For every line in the data below that contains "components", copy the line.

*****

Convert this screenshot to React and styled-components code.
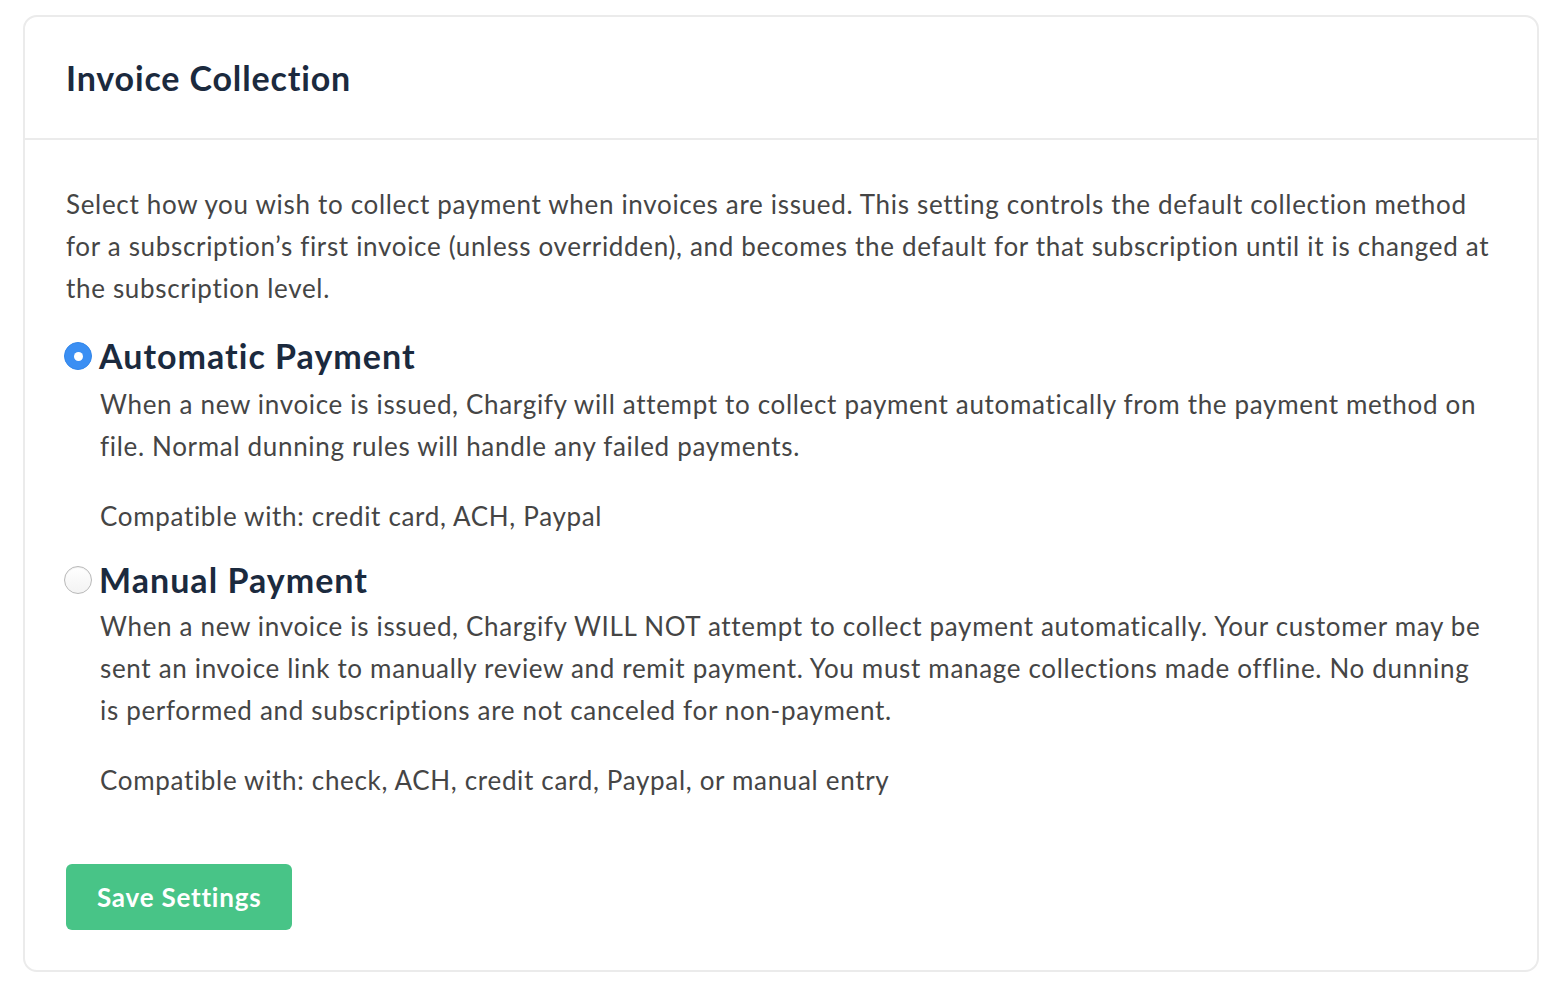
import React, { useState } from 'react';
import styled, { createGlobalStyle } from 'styled-components';

const GlobalStyle = createGlobalStyle`
  html, body {
    margin: 0;
    background: #ffffff;
  }
  body {
    padding: 15px 19px 20px 23px;
    font-family: Lato, "Open Sans", "Liberation Sans", sans-serif;
    font-variant-ligatures: no-common-ligatures;
    -webkit-font-smoothing: antialiased;
  }
`;

const Card = styled.section`
  border: 2px solid #ebebeb;
  border-radius: 14px;
  background: #fff;
`;

const Header = styled.header`
  height: 121px;
  display: flex;
  align-items: center;
  padding: 0 41px;
  border-bottom: 2px solid #ebebeb;
`;

const Title = styled.h2`
  margin: 0;
  font-size: 34px;
  font-weight: 700;
  letter-spacing: 0.025em;
  color: #1b2a3e;
`;

const Body = styled.div`
  padding: 43px 40px 40px 41px;
`;

const Text = styled.p`
  margin: 0;
  font-size: 26px;
  line-height: 42px;
  letter-spacing: 0.026em;
  color: #454545;
`;

const Option = styled.div`
  margin-top: ${({ $first }) => ($first ? '27px' : '23px')};
`;

const OptionLabel = styled.label`
  display: flex;
  align-items: center;
  gap: 7px;
  cursor: pointer;
`;

const Radio = styled.span`
  width: 28px;
  height: 28px;
  border-radius: 50%;
  box-sizing: border-box;
  flex-shrink: 0;
  display: flex;
  align-items: center;
  justify-content: center;
  margin-left: -2px;
  background: ${({ $checked }) =>
    $checked ? '#3b8ff3' : 'linear-gradient(#ffffff, #f3f3f3)'};
  border: ${({ $checked }) => ($checked ? '1px solid #3286ea' : '1.5px solid #b9b9b9')};
  box-shadow: ${({ $checked }) => ($checked ? 'none' : 'inset 0 1px 1px rgba(0,0,0,0.06)')};

  &::after {
    content: '';
    display: ${({ $checked }) => ($checked ? 'block' : 'none')};
    width: 9px;
    height: 9px;
    border-radius: 50%;
    background: #fff;
  }
`;

const OptionTitle = styled.span`
  font-size: 34px;
  line-height: 40px;
  font-weight: 700;
  letter-spacing: 0.03em;
  color: #1b2a3e;
`;

const OptionBody = styled.div`
  padding: 0 8px 0 34px;
  margin-top: ${({ $tight }) => ($tight ? '5px' : '7px')};
  display: flex;
  flex-direction: column;
  gap: 28px;
`;

const SaveButton = styled.button`
  margin-top: 63px;
  height: 66px;
  padding: 0 31px;
  border: none;
  border-radius: 6px;
  background: #48c487;
  color: #fff;
  font-family: inherit;
  font-variant-ligatures: inherit;
  letter-spacing: 0.03em;
  font-size: 26px;
  font-weight: 700;
  cursor: pointer;
`;

const options = [
  {
    id: 'automatic',
    title: 'Automatic Payment',
    text: 'When a new invoice is issued, Chargify will attempt to collect payment automatically from the payment method on file. Normal dunning rules will handle any failed payments.',
    compat: 'Compatible with: credit card, ACH, Paypal',
  },
  {
    id: 'manual',
    title: 'Manual Payment',
    text: 'When a new invoice is issued, Chargify WILL NOT attempt to collect payment automatically. Your customer may be sent an invoice link to manually review and remit payment. You must manage collections made offline. No dunning is performed and subscriptions are not canceled for non-payment.',
    compat: 'Compatible with: check, ACH, credit card, Paypal, or manual entry',
  },
];

export default function App() {
  const [method, setMethod] = useState('automatic');

  return (
    <>
      <GlobalStyle />
      <Card>
        <Header>
          <Title>Invoice Collection</Title>
        </Header>
        <Body>
          <Text>
            Select how you wish to collect payment when invoices are issued. This setting controls the
            default collection method for a subscription’s first invoice (unless overridden), and becomes
            the default for that subscription until it is changed at the subscription level.
          </Text>
          {options.map((o, i) => (
            <Option key={o.id} $first={i === 0}>
              <OptionLabel onClick={() => setMethod(o.id)}>
                <Radio $checked={method === o.id} />
                <OptionTitle>{o.title}</OptionTitle>
              </OptionLabel>
              <OptionBody $tight={i > 0}>
                <Text>{o.text}</Text>
                <Text>{o.compat}</Text>
              </OptionBody>
            </Option>
          ))}
          <SaveButton>Save Settings</SaveButton>
        </Body>
      </Card>
    </>
  );
}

*****

TASK RESULT:
Convert this screenshot to React and styled-components code.
import styled, { createGlobalStyle } from 'styled-components';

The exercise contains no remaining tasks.